С Гончаровым я передал Михаилу Федоровичу его чистую пижаму, и сам стал переодеваться. А переодевшись в чистое, спустился в вестибюль, пристроился к группе отдыхающих, прогуливающихся по вестибюлю, и стал наблюдать за дверью.

Минут через пятнадцать в вестибюле появились три экстравагантные фигуры. Впереди, в чистой, со следами утюга, пижаме, в густо перемазанной грязью белой шляпе, в таких же перепачканных парусиновых башмаках шел с гордым видом Астангов, а следом, виновато прижавшись друг к другу, вышагивали Якут и Гончаров. В какой-то момент гуляющие замерли, как по команде, разговоры оборвались на полуслове — все взоры обратились на артистическую троицу, которая оцепенело продефилировала к своим апартаментам, оставляя на полу вестибюля грязные следы. Это была гоголевская немая сцена.

Я воспроизвел этот эпизод потому, что часто рассказывал его на различных застольях в присутствии Михаила Федоровича. Разумеется, каждый раз мое повествование обрастало новыми подробностями, но Астангову это нравилось.

Думаю, что в тот день, несмотря на веселую резвость, с которой мы преодолели спуск к санаторию, Михаил Федорович испытал малоприятные чувства. Ибо, к тому же, он был большой пижон и любил одеваться с иголочки. Костюмы шил у лучших портных, зимой носил шубу с бобровым воротником и шляпу «Барсалино». Он был барин. Но барин с демократическим уклоном.
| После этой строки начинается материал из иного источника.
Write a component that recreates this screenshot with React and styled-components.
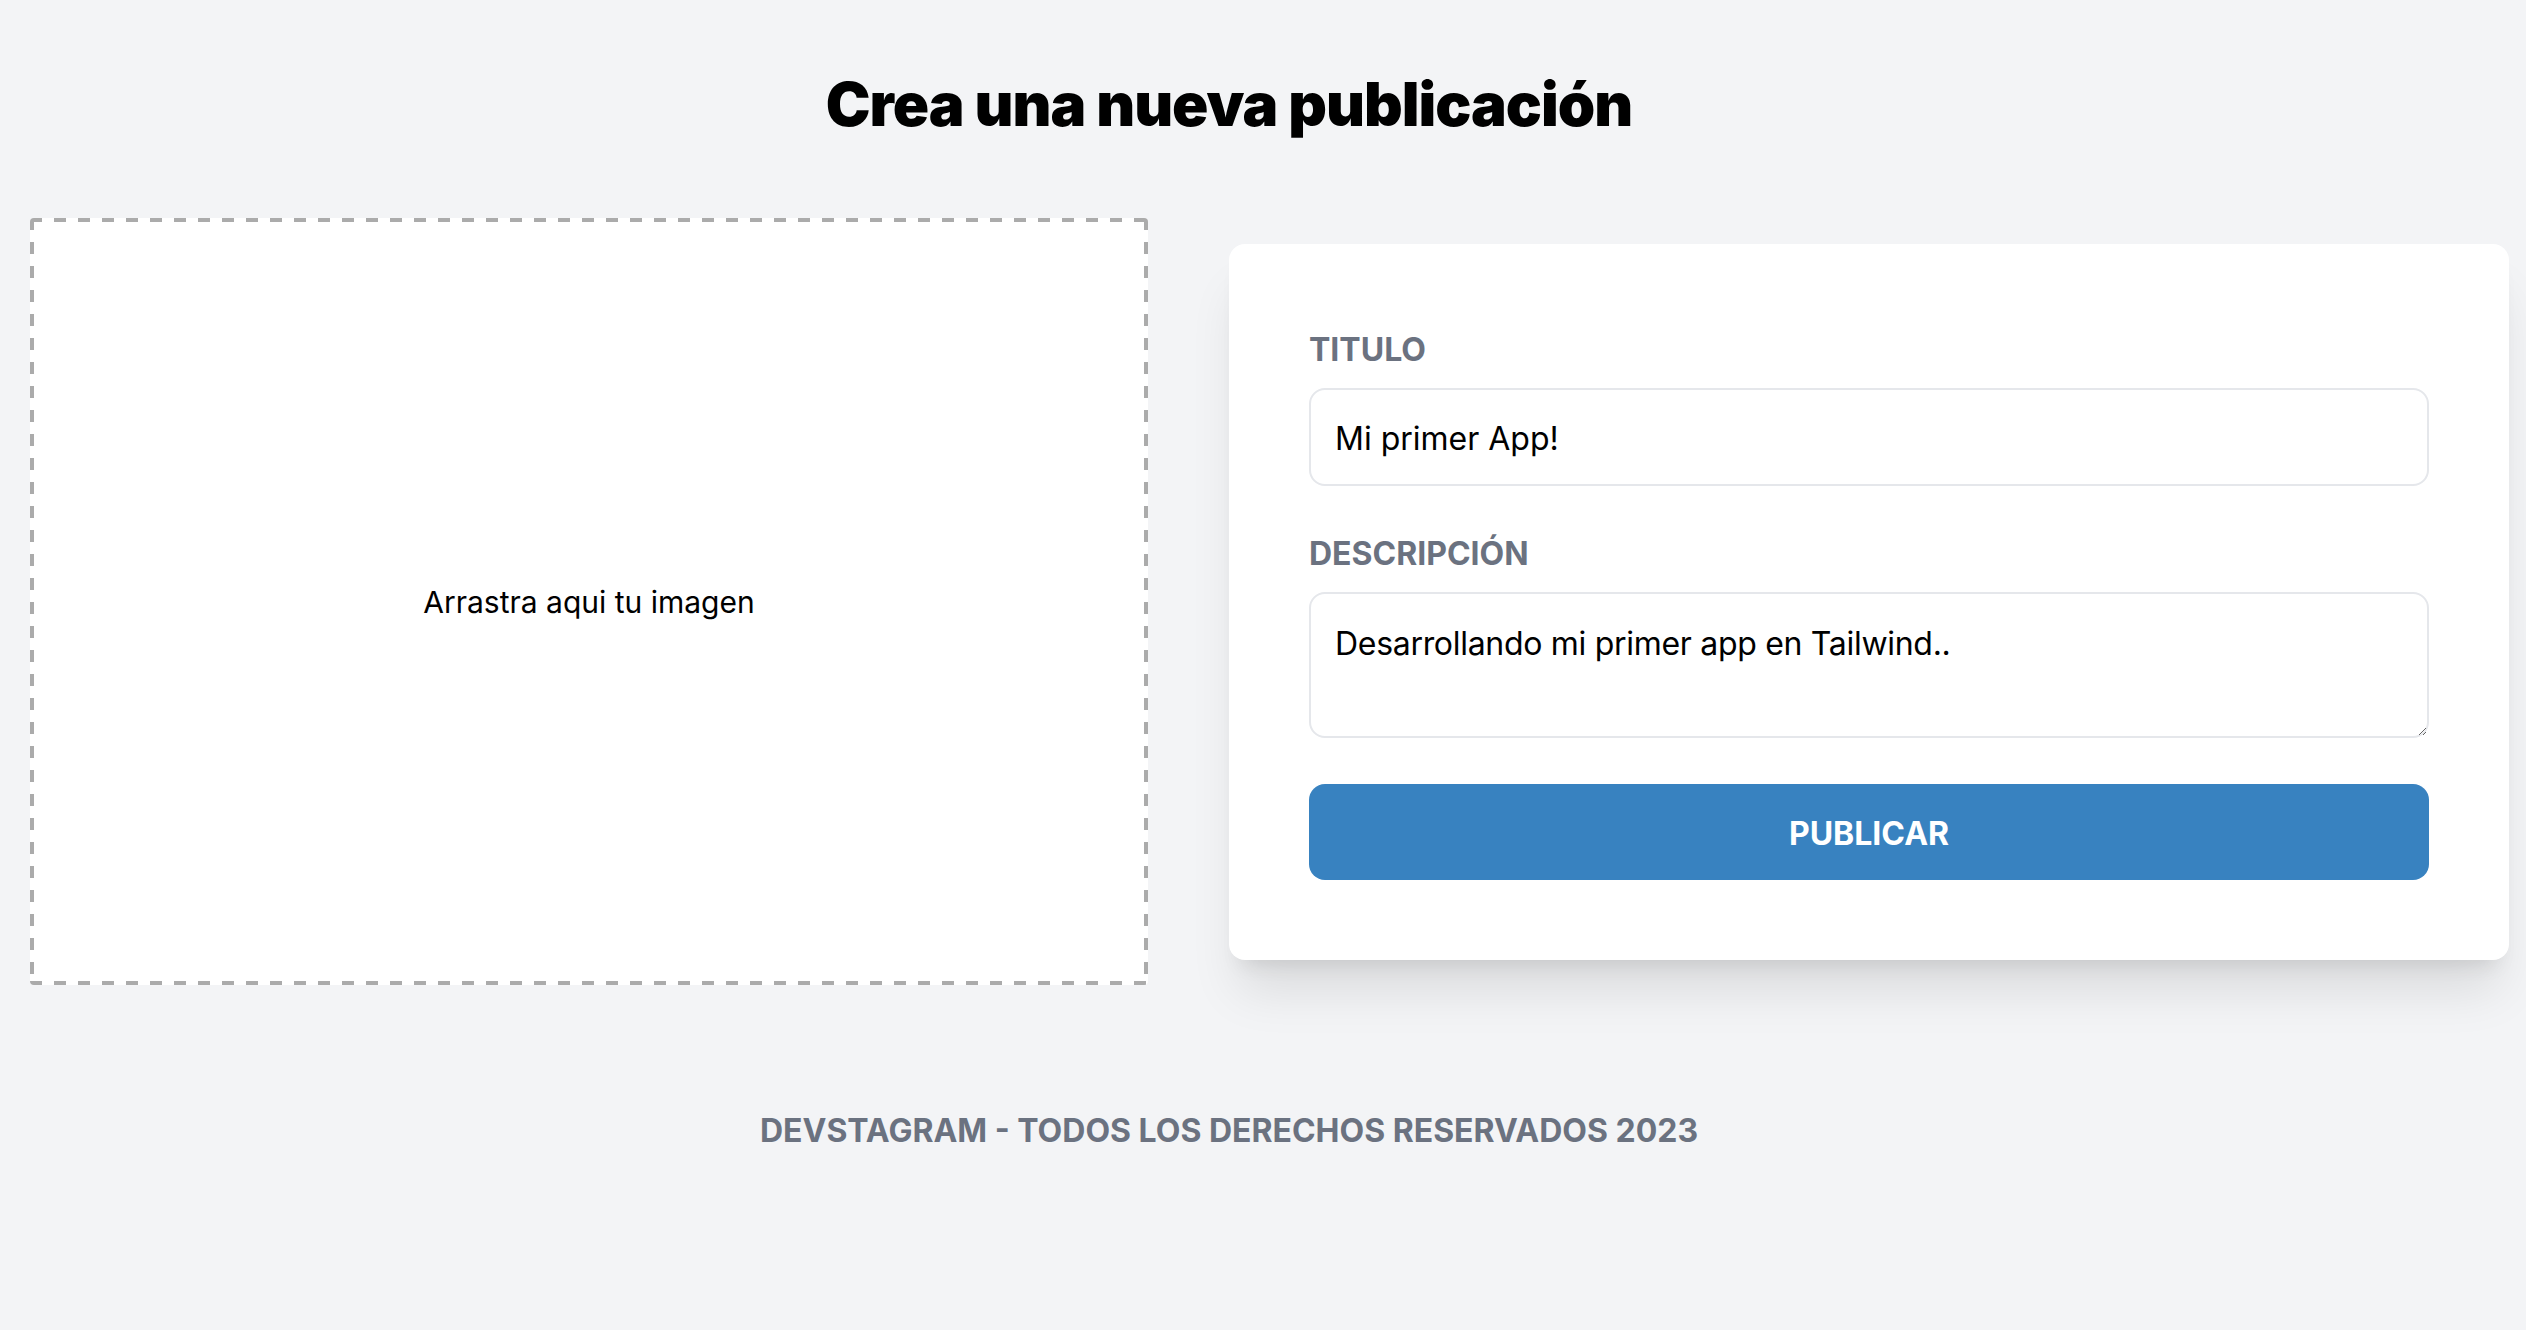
import React from 'react';
import styled, { createGlobalStyle } from 'styled-components';

const GlobalStyle = createGlobalStyle`
  body {
    margin: 0;
    background: #f3f4f6;
    font-family: Inter, "Noto Sans", sans-serif;
    color: #000;
  }
`;

const dash = '#ababab';

const Page = styled.main`
  width: 2526px;
  padding-top: 68px;
`;

const Heading = styled.h2`
  width: 2458px;
  margin: 0 0 78px;
  text-align: center;
  font-size: 60px;
  line-height: 72px;
  font-weight: 900;
  letter-spacing: -1px;
`;

const Row = styled.div`
  display: flex;
  align-items: center;
  gap: 81px;
  padding-left: 30px;
`;

// dashed edge drawn with gradients so the dash length matches (12px on, 12px off)
const DropZone = styled.div`
  flex: 0 0 1118px;
  height: 767px;
  box-sizing: border-box;
  border-radius: 4px;
  background:
    repeating-linear-gradient(90deg, ${dash} 0 12px, transparent 12px 24px) left top / 100% 4px no-repeat,
    repeating-linear-gradient(90deg, ${dash} 0 12px, transparent 12px 24px) left bottom / 100% 4px no-repeat,
    repeating-linear-gradient(180deg, ${dash} 0 12px, transparent 12px 24px) left top / 4px 100% no-repeat,
    repeating-linear-gradient(180deg, ${dash} 0 12px, transparent 12px 24px) right top / 4px 100% no-repeat,
    #fff;
  display: flex;
  align-items: center;
  justify-content: center;
`;

const DropText = styled.p`
  margin: 0;
  font-size: 30px;
  line-height: 44px;
`;

const Card = styled.div`
  flex: 0 0 1280px;
  box-sizing: border-box;
  padding: 80px;
  background: #fff;
  border-radius: 16px;
  box-shadow: 0 40px 50px -10px rgba(0, 0, 0, 0.1), 0 16px 20px -12px rgba(0, 0, 0, 0.1);
`;

const Field = styled.div`
  margin-bottom: ${(p) => p.$spacing}px;
`;

const Label = styled.label`
  display: block;
  margin-bottom: 16px;
  padding-top: 2px;
  height: 46px;
  font-size: 32px;
  line-height: 48px;
  font-weight: 700;
  color: #6b7280;
  text-transform: uppercase;
`;

const Input = styled.input`
  display: block;
  width: 100%;
  height: 98px;
  box-sizing: border-box;
  padding: 4px 24px 0;
  border: 2px solid #e5e7eb;
  border-radius: 16px;
  font-family: inherit;
  font-size: 32px;
  color: #000;
  outline: none;
`;

const TextArea = styled.textarea`
  display: block;
  width: 100%;
  height: 146px;
  box-sizing: border-box;
  padding: 26px 24px 18px;
  border: 2px solid #e5e7eb;
  border-radius: 16px;
  font-family: inherit;
  font-size: 32px;
  line-height: 48px;
  letter-spacing: -0.3px;
  color: #000;
  outline: none;
`;

const Submit = styled.button`
  display: block;
  width: 100%;
  height: 96px;
  padding-top: 4px;
  border: none;
  border-radius: 16px;
  background: #3882c0;
  color: #fff;
  font-family: inherit;
  font-size: 32px;
  font-weight: 700;
  text-transform: uppercase;
  cursor: pointer;
`;

const Footer = styled.footer`
  width: 2458px;
  margin-top: 122px;
  text-align: center;
  font-size: 32px;
  line-height: 48px;
  font-weight: 700;
  color: #6b7280;
  text-transform: uppercase;
`;

const App = () => (
  <>
    <GlobalStyle />
    <Page>
      <Heading>Crea una nueva publicación</Heading>
      <Row>
        <DropZone>
          <DropText>Arrastra aqui tu imagen</DropText>
        </DropZone>
        <Card>
          <form onSubmit={(e) => e.preventDefault()}>
            <Field $spacing={42}>
              <Label htmlFor='titulo'>Titulo</Label>
              <Input id='titulo' type='text' defaultValue='Mi primer App!' />
            </Field>
            <Field $spacing={46}>
              <Label htmlFor='descripcion'>Descripción</Label>
              <TextArea id='descripcion' defaultValue='Desarrollando mi primer app en Tailwind..' />
            </Field>
            <Submit type='submit'>Publicar</Submit>
          </form>
        </Card>
      </Row>
      <Footer>DevStagram - Todos los derechos reservados 2023</Footer>
    </Page>
  </>
);

export default App;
Его портной, к слову будет сказано, Рубин Аронович Зингер, тоже был человеком неординарным, с интересной судьбой. Интернированный из Польши в 1939 году, он попал в лагерь и там начал заниматься своим портновским ремеслом. Сначала шил лагерному начальству. Достиг на этом поприще недосягаемых высот и в итоге дошел до того, что обшивал наше правительство: Косыгина, Хрущева, Ворошилова. Он был вхож к Ворошилову в дом. Но когда на восьмидесятилетии Ворошилова Рубин Аронович поднял бокал за хозяина и пожелал ему дожить до ста, ему отказали от дома. Клименту Ефремовичу показалось мало.

Творчество Астангова в нашем театре представлено довольно скудно. Главная его роль, которую он играл прекрасно и долго, — Матиасе Клаузен в спектакле «Перед заходом солнца» Гауптмана в постановке Ремизовой. Это был фундаментальный спектакль, возобновленный еще с довоенных времен, где эту же роль играл тогда Освальд Федорович Глазунов.

Астангов играл еще Гарготу в «Миссурийском вальсе» и, под конец своей короткой жизни, — Гамлета. Но немного припоздал для этой роли, играл тяжеловато. Прославился Астангов, конечно, благодаря кино, блистательно сыграв одну из лучших своих ролей — Костю-капитана в «Аристократах» Н. Погодина. Замечательно Михаил Федорович сыграл польского пана в фильме «Мечта», трагически воспринявшего порчу своего костюма, а также Макферсона в «Русском вопросе». Умер Астангов полный сил, от перитонита.